Thinking clearly about liberal arts colleges: cost

Full moon at dawn, Winston Salem NC

If you wanted to build a low-cost college you might start by selecting the disciplines that are the least expensive to deliver.  And if you did that, you would find liberal arts disciplines at the top of the list. But if you were wondering which colleges in the United States are most expensive based on tuition and fees, schools that think of themselves as liberal arts colleges would also be at the top. Understanding this paradox is a key to thinking about the future of the liberal arts, and the future of college, in America.

Why are the liberal arts inexpensive? Liberal arts faculty earn less, on average, than faculty in other disciplines (though some social science disciplines are also low-paying). There are many more qualified liberal arts faculty than there are available full-time liberal arts faculty positions, which depresses salaries. So does the fact that in many disciplines there is limited competition from “industry” for people with advanced liberal arts degrees.

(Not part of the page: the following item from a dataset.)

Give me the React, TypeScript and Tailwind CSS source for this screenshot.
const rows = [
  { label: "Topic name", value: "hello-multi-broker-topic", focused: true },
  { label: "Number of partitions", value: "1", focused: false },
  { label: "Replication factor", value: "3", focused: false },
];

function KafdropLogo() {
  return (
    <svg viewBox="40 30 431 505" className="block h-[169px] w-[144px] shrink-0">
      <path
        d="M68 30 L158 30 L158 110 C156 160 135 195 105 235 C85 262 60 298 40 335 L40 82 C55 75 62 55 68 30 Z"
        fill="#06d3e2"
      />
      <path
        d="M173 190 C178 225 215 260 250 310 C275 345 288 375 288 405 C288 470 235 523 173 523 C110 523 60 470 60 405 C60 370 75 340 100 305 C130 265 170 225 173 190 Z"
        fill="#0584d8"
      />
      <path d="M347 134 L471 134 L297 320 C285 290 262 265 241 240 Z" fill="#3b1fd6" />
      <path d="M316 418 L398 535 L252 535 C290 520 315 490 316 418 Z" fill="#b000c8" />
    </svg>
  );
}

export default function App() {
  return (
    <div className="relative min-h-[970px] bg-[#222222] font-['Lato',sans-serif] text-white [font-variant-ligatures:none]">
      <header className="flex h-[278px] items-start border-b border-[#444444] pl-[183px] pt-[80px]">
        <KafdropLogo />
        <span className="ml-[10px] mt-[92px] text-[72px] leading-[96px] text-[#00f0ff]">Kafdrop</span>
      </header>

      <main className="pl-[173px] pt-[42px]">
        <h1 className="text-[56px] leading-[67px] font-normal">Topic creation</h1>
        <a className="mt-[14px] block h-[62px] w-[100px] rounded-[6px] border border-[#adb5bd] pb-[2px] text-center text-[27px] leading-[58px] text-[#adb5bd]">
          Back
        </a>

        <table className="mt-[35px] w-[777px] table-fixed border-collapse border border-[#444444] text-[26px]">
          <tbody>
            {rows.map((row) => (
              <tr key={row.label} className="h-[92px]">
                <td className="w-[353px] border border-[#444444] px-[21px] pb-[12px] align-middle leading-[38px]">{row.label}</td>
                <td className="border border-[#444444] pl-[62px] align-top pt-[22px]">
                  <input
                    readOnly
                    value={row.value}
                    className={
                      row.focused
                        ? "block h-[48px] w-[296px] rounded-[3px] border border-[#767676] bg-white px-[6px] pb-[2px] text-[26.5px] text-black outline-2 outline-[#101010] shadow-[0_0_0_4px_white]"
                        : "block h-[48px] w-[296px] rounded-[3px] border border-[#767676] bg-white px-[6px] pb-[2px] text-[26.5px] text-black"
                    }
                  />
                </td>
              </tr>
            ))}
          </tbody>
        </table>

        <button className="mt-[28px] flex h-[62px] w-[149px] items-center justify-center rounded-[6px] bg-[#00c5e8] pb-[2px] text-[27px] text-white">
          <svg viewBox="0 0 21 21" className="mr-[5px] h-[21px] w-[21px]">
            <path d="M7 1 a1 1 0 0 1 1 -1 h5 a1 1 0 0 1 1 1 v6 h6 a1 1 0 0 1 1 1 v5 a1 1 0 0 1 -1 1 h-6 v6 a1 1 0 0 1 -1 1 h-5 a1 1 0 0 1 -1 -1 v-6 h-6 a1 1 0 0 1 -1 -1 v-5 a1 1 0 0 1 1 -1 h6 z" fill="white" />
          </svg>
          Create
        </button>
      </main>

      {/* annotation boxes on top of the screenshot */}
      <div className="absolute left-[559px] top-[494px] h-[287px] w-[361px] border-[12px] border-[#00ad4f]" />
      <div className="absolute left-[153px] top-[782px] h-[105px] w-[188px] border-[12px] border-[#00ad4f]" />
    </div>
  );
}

The liberal arts are inexpensive to deliver.  Few require special classrooms or equipment, and even those that do–biology for instance–can be outfitted to meet undergraduate needs at a manageable cost. Learning materials aren’t specialized. Many are in the public domain and those that aren’t can be readily acquired. And liberal arts disciplines have worked hard to provide low-cost materials to students.

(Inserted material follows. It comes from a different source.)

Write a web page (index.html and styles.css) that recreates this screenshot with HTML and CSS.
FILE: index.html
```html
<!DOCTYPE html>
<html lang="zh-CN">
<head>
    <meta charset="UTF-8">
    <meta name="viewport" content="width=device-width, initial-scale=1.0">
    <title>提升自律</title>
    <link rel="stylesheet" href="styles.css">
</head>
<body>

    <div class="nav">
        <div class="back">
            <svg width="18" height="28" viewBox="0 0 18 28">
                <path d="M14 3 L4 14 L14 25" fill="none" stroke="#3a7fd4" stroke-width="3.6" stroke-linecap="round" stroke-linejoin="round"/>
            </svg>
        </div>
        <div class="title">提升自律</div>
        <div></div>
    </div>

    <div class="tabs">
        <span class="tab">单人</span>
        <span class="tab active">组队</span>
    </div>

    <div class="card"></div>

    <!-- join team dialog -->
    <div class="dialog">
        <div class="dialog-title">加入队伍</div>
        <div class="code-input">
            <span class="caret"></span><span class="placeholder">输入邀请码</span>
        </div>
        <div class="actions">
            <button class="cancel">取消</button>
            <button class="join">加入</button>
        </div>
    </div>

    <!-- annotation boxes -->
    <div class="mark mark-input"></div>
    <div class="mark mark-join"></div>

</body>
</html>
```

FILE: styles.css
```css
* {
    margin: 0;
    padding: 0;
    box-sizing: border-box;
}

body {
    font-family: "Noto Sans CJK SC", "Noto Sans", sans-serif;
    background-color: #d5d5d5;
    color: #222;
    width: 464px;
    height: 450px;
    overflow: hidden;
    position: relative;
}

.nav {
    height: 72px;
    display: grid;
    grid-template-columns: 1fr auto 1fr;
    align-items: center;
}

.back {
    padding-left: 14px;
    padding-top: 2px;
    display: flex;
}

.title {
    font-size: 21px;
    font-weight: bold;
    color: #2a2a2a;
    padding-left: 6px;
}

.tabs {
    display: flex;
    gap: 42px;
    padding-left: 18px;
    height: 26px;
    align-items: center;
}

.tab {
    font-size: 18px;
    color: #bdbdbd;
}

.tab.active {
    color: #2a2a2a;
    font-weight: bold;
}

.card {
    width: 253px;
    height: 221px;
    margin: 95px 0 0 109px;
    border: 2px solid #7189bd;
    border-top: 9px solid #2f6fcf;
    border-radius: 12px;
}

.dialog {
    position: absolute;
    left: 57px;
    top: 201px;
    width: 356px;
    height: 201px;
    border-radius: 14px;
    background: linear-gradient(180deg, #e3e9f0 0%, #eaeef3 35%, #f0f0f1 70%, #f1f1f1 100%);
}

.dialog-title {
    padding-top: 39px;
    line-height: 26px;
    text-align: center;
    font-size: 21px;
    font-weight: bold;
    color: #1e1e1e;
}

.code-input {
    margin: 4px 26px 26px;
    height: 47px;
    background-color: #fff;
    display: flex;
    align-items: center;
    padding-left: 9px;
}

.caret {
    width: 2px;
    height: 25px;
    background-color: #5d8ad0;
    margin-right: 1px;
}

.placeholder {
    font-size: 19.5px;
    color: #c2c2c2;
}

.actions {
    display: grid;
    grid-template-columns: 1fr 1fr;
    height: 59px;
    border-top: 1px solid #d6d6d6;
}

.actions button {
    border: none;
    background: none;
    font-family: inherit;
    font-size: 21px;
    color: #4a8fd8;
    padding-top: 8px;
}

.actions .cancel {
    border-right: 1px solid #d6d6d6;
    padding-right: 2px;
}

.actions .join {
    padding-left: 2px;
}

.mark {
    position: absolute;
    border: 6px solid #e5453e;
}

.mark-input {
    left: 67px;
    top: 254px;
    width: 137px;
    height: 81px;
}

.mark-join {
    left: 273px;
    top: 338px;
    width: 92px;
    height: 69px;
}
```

Why are liberal arts colleges expensive? If you pay attention to debates about college costs, you can recite a number of answers to this question. College cost increases, though moderating significantly in the recent past, have risen faster than inflation for decades. The easy availability of student loans makes it possible for colleges to raise their rates. Because cost is a signal of prestige, tuition and fees at liberal arts colleges are higher than those at other sorts of institutions.

Behind these causes there are two others, equally obvious but less frequently remarked.  First, liberal arts colleges receive fewer operational subsidies from local, state, and federal governments than do other sorts of institutions. Community college operations are subsidized by city and county governments.  Public universities are subsidized by state governments. (Those few public liberal arts colleges receive these subsidies as well, and charge less expensive tuition than their independent counterparts). And the federal government subsidizes the operations of research institutions. The bulk of liberal arts colleges don’t have access to these operational subsidies and therefore have to find other ways to cover operational costs.  Charging higher tuition is one of them.

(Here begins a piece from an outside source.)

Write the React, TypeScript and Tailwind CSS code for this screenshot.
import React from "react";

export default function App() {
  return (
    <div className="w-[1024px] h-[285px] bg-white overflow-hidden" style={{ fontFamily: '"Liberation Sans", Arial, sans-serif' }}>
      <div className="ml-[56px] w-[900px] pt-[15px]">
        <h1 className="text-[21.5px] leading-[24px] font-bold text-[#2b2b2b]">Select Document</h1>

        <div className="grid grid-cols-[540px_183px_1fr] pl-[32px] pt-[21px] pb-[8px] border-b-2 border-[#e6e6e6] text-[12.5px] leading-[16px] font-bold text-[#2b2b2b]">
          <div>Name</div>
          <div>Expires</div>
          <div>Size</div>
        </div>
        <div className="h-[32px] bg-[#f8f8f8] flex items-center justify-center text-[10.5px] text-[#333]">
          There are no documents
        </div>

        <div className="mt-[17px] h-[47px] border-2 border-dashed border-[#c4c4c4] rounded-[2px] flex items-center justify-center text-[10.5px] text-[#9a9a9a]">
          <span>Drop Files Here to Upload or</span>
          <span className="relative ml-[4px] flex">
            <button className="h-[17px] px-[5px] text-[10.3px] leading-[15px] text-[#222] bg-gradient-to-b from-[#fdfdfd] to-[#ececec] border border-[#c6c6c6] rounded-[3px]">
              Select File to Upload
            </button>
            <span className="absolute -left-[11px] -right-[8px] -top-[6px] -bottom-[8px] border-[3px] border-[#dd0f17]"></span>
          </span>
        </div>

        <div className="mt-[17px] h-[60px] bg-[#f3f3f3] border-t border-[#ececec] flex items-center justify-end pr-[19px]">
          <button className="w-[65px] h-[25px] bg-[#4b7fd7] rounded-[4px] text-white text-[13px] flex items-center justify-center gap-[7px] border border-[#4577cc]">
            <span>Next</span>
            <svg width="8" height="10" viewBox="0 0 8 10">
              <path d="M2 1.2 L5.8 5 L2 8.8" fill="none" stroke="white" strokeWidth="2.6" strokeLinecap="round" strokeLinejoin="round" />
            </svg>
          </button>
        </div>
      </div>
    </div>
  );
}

Second, while the liberal arts are inexpensive to deliver, liberal arts colleges offer all sorts of services, activities, and programs that are not directly related to the liberal arts. These activities can be valuable for students, and many of them–study abroad, say, or athletics, or living on campus–are routinely associated with institutions that call themselves liberal arts colleges. Those same activities, though, flourish on all sorts of campuses and may not bear any liberal arts imprints.  They are also expensive to deliver, and raise the cost of an education at schools that call themselves liberal arts colleges.

Does it matter?

People from all sorts of financial backgrounds perceive college to be expensive. And people perceive the liberal arts to be less useful than other fields of study–business, say, or nursing, or the trades.  Given these truths, many liberal arts colleges have eliminated liberal arts disciplines.  Others have added new disciplines outside the liberal arts.  Still more have built out the co-curriculum so that the experience outside the classroom is attractive to undergraduates even if the liberal arts may not be.

All of these moves are rational.  But none of them respond to the truth at the core of this essay–that the liberal arts are cheap but liberal arts colleges are not.  This truth suggests another approach, one that embraces the liberal arts both because of their intrinsic value and because they can be taught and learned inexpensively. It then reduces other costs so that the price to students shrinks and the experience of students is consistently a liberal arts experience. Several start-up colleges (here, here, and here) have designed themselves in this way, promising a rigorous liberal arts education coupled only with the experiences most essential to heighten the meaning of that education.  I suspect we will see more established liberal arts colleges follow that path.